Today… has… been… complete… HELL. I didn’t actually get out of bed until around 3pm, when I threw up again. I was in so much pain all day and was so sick to my stomach that I didn’t want to move. I drifted in and out of consciousness. I can easily say it was the worst hangover I have ever had in my life. At around 6pm, something broke at work, and I had to force myself into an upright position so Scott could give me my laptop, and I called my boss, and praise Jesus once again it was an easy problem to fix. Scott cajoled me into a shower, which didn’t really make me feel better, but at least I was clean (my hair had been a rat’s nest). Now I’m sitting on the couch, typing this, still with a headache but if I don’t move much it doesn’t hurt much. All day I have had about six saltine crackers, two small bottles of water (yes, purchased before the hurricane, don’t laugh at me), and a little thing of orange sugar free jello. That’s it. I don’t think I could handle much more at this point.

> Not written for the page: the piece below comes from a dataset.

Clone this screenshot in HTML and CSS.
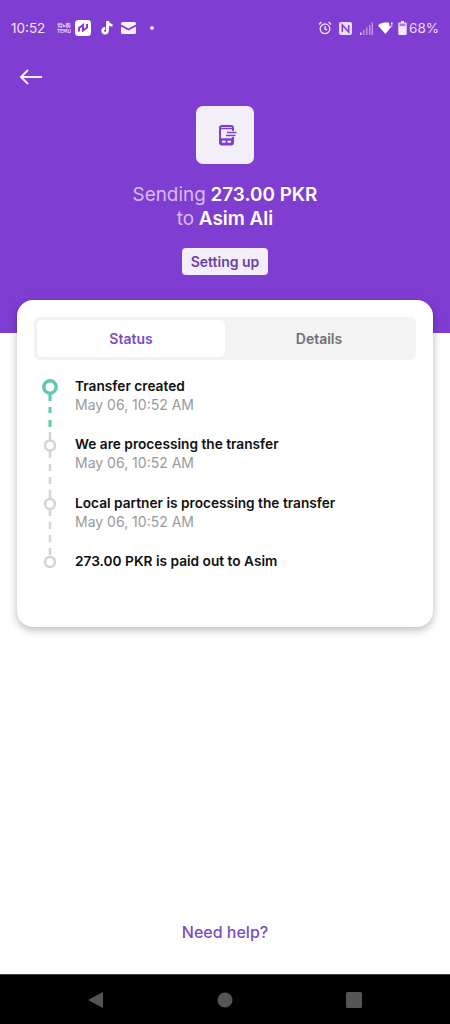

Scott has been an absolute angel to me. I have apologized over and over, and he keeps saying it’s ok. He checks on me every hour or so (not bothering me, but I can sense him sticking his head in the room), and he has taken care of the kids all day long. He took them to a birthday party at 10am, then he took them to Rain’s soccer game at two. I am so, so lucky to have the wonderful husband I have–I love him so much.